Exercise aim: In the listing below, identify each line with the word "this" and return those lines.

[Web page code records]
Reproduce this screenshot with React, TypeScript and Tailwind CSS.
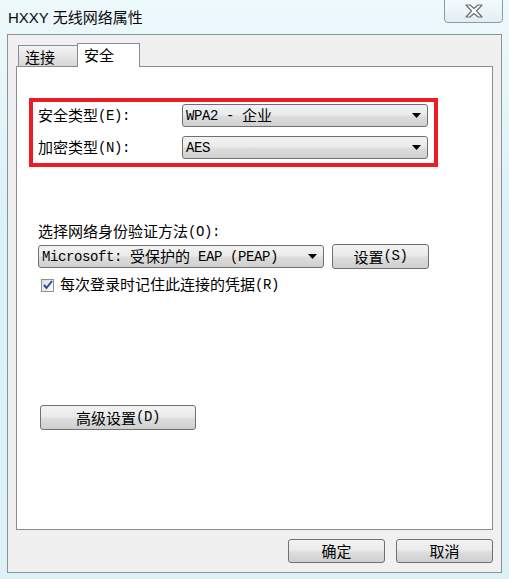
import type { ReactNode } from "react"

const cjk = "font-['Noto_Sans_CJK_SC',sans-serif]"
const btnBg =
  "bg-[linear-gradient(#f2f2f2,#ebebeb_45%,#dddddd_55%,#cfcfcf)] border border-[#707070] rounded-[3px]"

function L({ children }: { children: ReactNode }) {
  return (
    <span className="relative top-[-1px] font-['Liberation_Mono',monospace] text-[14px] tracking-[-0.4px]">
      {children}
    </span>
  )
}

function Arrow() {
  return (
    <svg width="9" height="5" viewBox="0 0 9 5" className="shrink-0">
      <path d="M0 0h9L4.5 5z" fill="#000" />
    </svg>
  )
}

function Combo({ children, className }: { children: ReactNode; className: string }) {
  return (
    <div className={`${btnBg} flex h-[23px] items-center justify-between pl-[3px] pr-[6px] ${className}`}>
      <span className="whitespace-pre leading-[16px]">{children}</span>
      <Arrow />
    </div>
  )
}

function Btn({ children, className }: { children: ReactNode; className: string }) {
  return (
    <button className={`${btnBg} flex items-center justify-center leading-[16px] ${className}`}>
      {children}
    </button>
  )
}

export default function App() {
  return (
    <div className={`h-[579px] w-[509px] overflow-hidden bg-[linear-gradient(180deg,#eef9fc,#d9f1f7_40%,#dcf2f7)] text-[15px] text-black ${cjk}`}>
      {/* Title bar */}
      <div className="flex h-[34px] items-start justify-between">
        <div className="pl-[8px] pt-[9px] font-['Liberation_Sans','Noto_Sans_CJK_SC',sans-serif] text-[15px] leading-[18px] text-[#0a0a0a]">
          HXXY 无线网络属性
        </div>
        <div className="mr-[6px] -mt-px flex h-[24px] w-[59px] items-center justify-center rounded-b-[4px] border border-[#8e9aa3] bg-[linear-gradient(#f4fafc,#e3eef2)]">
          <svg width="20" height="14" viewBox="0 0 20 14">
            <path
              d="M2 1h4l4 3.5L14 1h4l-5.5 6L18 13h-4l-4-3.5L6 13H2l5.5-6z"
              fill="#fff"
              stroke="#6b6f73"
              strokeWidth="1.2"
              strokeLinejoin="round"
            />
          </svg>
        </div>
      </div>

      {/* Client area */}
      <div className="mx-[7px] h-[539px] border border-[#8f9396] bg-[#f0f0f0] pl-[8px] pt-[8px]">
        {/* Tabs */}
        <div className="flex h-[23px] items-end pl-[2px]">
          <div className="flex h-[21px] w-[59px] items-center border-l border-t border-[#898c95] bg-[linear-gradient(#f3f3f3,#e6e6e6_50%,#d6d6d6)] pl-[6px] pt-[2px] leading-[16px]">
            连接
          </div>
          <div className="relative z-10 -mb-px flex h-[24px] w-[63px] items-start border-l border-r border-t border-[#898c95] bg-white pl-[6px] pt-[2px] leading-[18px]">
            安全
          </div>
        </div>

        {/* Panel */}
        <div className="h-[464px] w-[477px] border border-[#898c95] bg-white pt-[31px]">
          <div className="ml-[12px] h-[69px] w-[409px] border-4 border-[#ed1c24] pl-[5px] pr-[5px] pt-[2px]">
            <div className="flex items-center">
              <div className="w-[144px] leading-[16px]">
                安全类型<L>(E):</L>
              </div>
              <Combo className="w-[246px]">
                <L>WPA2 - </L>企业
              </Combo>
            </div>
            <div className="mt-[9px] flex items-center">
              <div className="w-[144px] leading-[16px]">
                加密类型<L>(N):</L>
              </div>
              <Combo className="w-[246px]">
                <L>AES</L>
              </Combo>
            </div>
          </div>

          <div className="pl-[21px]">
            <div className="mt-[56px] leading-[16px]">
              选择网络身份验证方法<L>(O):</L>
            </div>
            <div className="mt-[3px] flex items-center gap-[8px]">
              <Combo className="w-[286px]">
                <L>Microsoft: </L>受保护的<L> EAP (PEAP)</L>
              </Combo>
              <Btn className="h-[25px] w-[97px]">
                设置<L>(S)</L>
              </Btn>
            </div>
            <div className="mt-[7px] flex items-center gap-[6px] pl-[3px]">
              <div className="flex h-[13px] w-[13px] items-center justify-center border border-[#8e8f8f] bg-[linear-gradient(135deg,#dcdcdc,#ffffff)]">
                <svg width="10" height="10" viewBox="0 0 10 10">
                  <path d="M1 5l2.5 3L9 1" fill="none" stroke="#2b4c9b" strokeWidth="2" />
                </svg>
              </div>
              <span className="leading-[16px]">
                每次登录时记住此连接的凭据<L>(R)</L>
              </span>
            </div>
            <Btn className="ml-[2px] mt-[111px] h-[25px] w-[156px]">
              高级设置<L>(D)</L>
            </Btn>
          </div>
        </div>

        {/* Footer buttons */}
        <div className="mt-[9px] flex w-[477px] justify-end gap-[11px]">
          <Btn className="h-[24px] w-[97px]">确定</Btn>
          <Btn className="h-[24px] w-[97px]">取消</Btn>
        </div>
      </div>
    </div>
  )
}
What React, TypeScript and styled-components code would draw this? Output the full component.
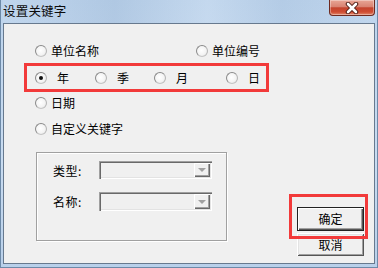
import React from 'react';
import styled, { createGlobalStyle } from 'styled-components';

const GlobalStyle = createGlobalStyle`
  html, body {
    margin: 0;
    padding: 0;
    width: 378px;
    height: 268px;
    overflow: hidden;
    background: #ffffff;
  }
  * {
    box-sizing: border-box;
  }
`;

const font = `"Noto Sans CJK SC", "Noto Sans", sans-serif`;

const Window = styled.div`
  width: 378px;
  height: 268px;
  display: flex;
  flex-direction: column;
  padding: 0 2px 3px 2px;
  border: 1px solid #6d8aa8;
  border-top: none;
  background: linear-gradient(to bottom, #bcd3ec 0%, #c9dcf1 60%, #b9d0ea 100%);
  font-family: ${font};
  font-size: 12px;
  color: #000;
`;

const TitleBar = styled.div`
  height: 23px;
  display: flex;
  justify-content: space-between;
  align-items: flex-start;
  background: linear-gradient(
    to right,
    rgba(255, 255, 255, 0.05) 0%,
    rgba(120, 150, 185, 0.18) 30%,
    rgba(255, 255, 255, 0.12) 55%,
    rgba(120, 150, 185, 0.12) 75%,
    rgba(255, 255, 255, 0.05) 100%
  );
`;

const Title = styled.span`
  line-height: 21px;
  font-size: 12.5px;
  letter-spacing: 0.2px;
  color: #0c0c0c;
`;

const CloseButton = styled.div`
  width: 46px;
  height: 16px;
  display: flex;
  align-items: center;
  justify-content: center;
  border: 1px solid #6e2a20;
  border-top: none;
  border-radius: 0 0 4px 4px;
  background: linear-gradient(
    to bottom,
    #e8a696 0%,
    #d98372 45%,
    #c4442e 52%,
    #cf4d33 80%,
    #e28a6e 100%
  );
  box-shadow: inset 0 0 0 1px rgba(255, 255, 255, 0.35);
`;

const Client = styled.div`
  flex: 1;
  display: flex;
  position: relative;
  border: 1px solid #67798e;
  background: #f0f0f0;
  padding: 16px 10px 7px 20px;
`;

const LeftColumn = styled.div`
  width: 245px;
  display: flex;
  flex-direction: column;
`;

const RightColumn = styled.div`
  flex: 1;
  display: flex;
  flex-direction: column;
  justify-content: flex-end;
  align-items: flex-end;
  gap: 2px;
`;

const OptionRow = styled.div<{ $columns?: string; $top?: number }>`
  height: 22px;
  display: grid;
  grid-template-columns: ${({ $columns }) => $columns || 'auto'};
  align-items: center;
  padding-left: 11px;
  margin-top: ${({ $top }) => $top || 0}px;
`;

const HighlightRow = styled.div`
  height: 29px;
  margin-top: 1px;
  display: grid;
  grid-template-columns: 60px 59px 72px auto;
  align-items: center;
  padding-left: 8px;
  border: 3px solid #f23a3a;
`;

const RadioLabel = styled.label<{ $gap: number }>`
  display: flex;
  align-items: center;
  gap: ${({ $gap }) => $gap}px;
  white-space: nowrap;
  line-height: 14px;
`;

const RadioCircle = styled.span<{ $checked?: boolean }>`
  width: 12px;
  height: 12px;
  border-radius: 50%;
  border: 1px solid #8a8a8a;
  border-right-color: #b5b5b5;
  border-bottom-color: #c4c4c4;
  background: radial-gradient(circle at 45% 45%, #ffffff 0%, #f4f4f4 55%, #dcdcdc 100%);
  display: flex;
  align-items: center;
  justify-content: center;

  &::after {
    content: '';
    width: 4px;
    height: 4px;
    border-radius: 50%;
    background: ${({ $checked }) => ($checked ? '#111' : 'transparent')};
  }
`;

const GroupBox = styled.div`
  margin: 12px 0 0 12px;
  width: 191px;
  height: 89px;
  border: 1px solid #a0a0a0;
  box-shadow: inset 1px 1px 0 #ffffff, 1px 1px 0 #ffffff;
  padding: 8px 0 0 16px;
  display: flex;
  flex-direction: column;
  gap: 13px;
`;

const FieldRow = styled.div<{ $height: number }>`
  display: grid;
  grid-template-columns: 46px 113px;
  align-items: center;
  height: ${({ $height }) => $height}px;
`;

const FieldLabel = styled.span`
  white-space: nowrap;
  letter-spacing: 0.5px;
`;

const Combo = styled.div`
  height: 100%;
  display: flex;
  justify-content: flex-end;
  align-items: stretch;
  padding: 2px;
  background: #f0f0f0;
  box-shadow: inset 1px 1px 0 #a0a0a0, inset 2px 2px 0 #696969, inset -1px -1px 0 #ffffff,
    inset -2px -2px 0 #e3e3e3;
`;

const DropButton = styled.div`
  width: 16px;
  display: flex;
  align-items: center;
  justify-content: center;
  background: #f0f0f0;
  box-shadow: inset 1px 1px 0 #ffffff, inset -1px -1px 0 #696969, inset -2px -2px 0 #a0a0a0;
`;

const Arrow = styled.span`
  width: 0;
  height: 0;
  border-left: 4px solid transparent;
  border-right: 4px solid transparent;
  border-top: 4px solid #a0a0a0;
`;

const ButtonWrap = styled.div`
  position: relative;
  z-index: 1;
`;

const Button = styled.div<{ $default?: boolean; $height: number }>`
  width: 67px;
  height: ${({ $height }) => $height}px;
  display: flex;
  align-items: center;
  justify-content: center;
  background: #f0f0f0;
  border: ${({ $default }) => ($default ? '1px solid #222' : 'none')};
  box-shadow: ${({ $default }) =>
    $default
      ? 'inset 1px 1px 0 #ffffff, inset -1px -1px 0 #555555, inset -2px -2px 0 #a0a0a0'
      : 'inset 1px 1px 0 #ffffff, inset -1px -1px 0 #555555, inset 2px 2px 0 #e3e3e3, inset -2px -2px 0 #a0a0a0'};
  font-size: 12px;
  line-height: 14px;
`;

const Annotation = styled.div`
  position: absolute;
  top: -13px;
  right: -4px;
  bottom: -8px;
  left: -8px;
  border: 3px solid #f23a3a;
  pointer-events: none;
`;

function Radio({ label, checked, gap = 4 }: { label: string; checked?: boolean; gap?: number }) {
  return (
    <RadioLabel $gap={gap}>
      <RadioCircle $checked={checked} />
      <span>{label}</span>
    </RadioLabel>
  );
}

function ComboBox() {
  return (
    <Combo>
      <DropButton>
        <Arrow />
      </DropButton>
    </Combo>
  );
}

export default function App() {
  return (
    <>
      <GlobalStyle />
      <Window>
        <TitleBar>
          <Title>设置关键字</Title>
          <CloseButton>
            <svg width="16" height="12" viewBox="0 0 16 12">
              <path d="M4 2 L12 10 M12 2 L4 10" stroke="#4a1810" strokeWidth="4.5" strokeLinecap="round" />
              <path d="M4 2 L12 10 M12 2 L4 10" stroke="#ffffff" strokeWidth="2.6" strokeLinecap="round" />
            </svg>
          </CloseButton>
        </TitleBar>
        <Client>
          <LeftColumn>
            <OptionRow $columns="161px auto">
              <Radio label="单位名称" />
              <Radio label="单位编号" />
            </OptionRow>
            <HighlightRow>
              <Radio label="年" checked gap={10} />
              <Radio label="季" gap={10} />
              <Radio label="月" gap={10} />
              <Radio label="日" gap={10} />
            </HighlightRow>
            <OptionRow>
              <Radio label="日期" />
            </OptionRow>
            <OptionRow $top={4}>
              <Radio label="自定义关键字" />
            </OptionRow>
            <GroupBox>
              <FieldRow $height={18}>
                <FieldLabel>类型:</FieldLabel>
                <ComboBox />
              </FieldRow>
              <FieldRow $height={19}>
                <FieldLabel>名称:</FieldLabel>
                <ComboBox />
              </FieldRow>
            </GroupBox>
          </LeftColumn>
          <RightColumn>
            <ButtonWrap>
              <Button $default $height={24}>确定</Button>
              <Annotation />
            </ButtonWrap>
            <Button $height={23}>取消</Button>
          </RightColumn>
        </Client>
      </Window>
    </>
  );
}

Answer below:
Reproduce this screenshot with React, TypeScript and Tailwind CSS.
What React, TypeScript and styled-components code would draw this? Output the full component.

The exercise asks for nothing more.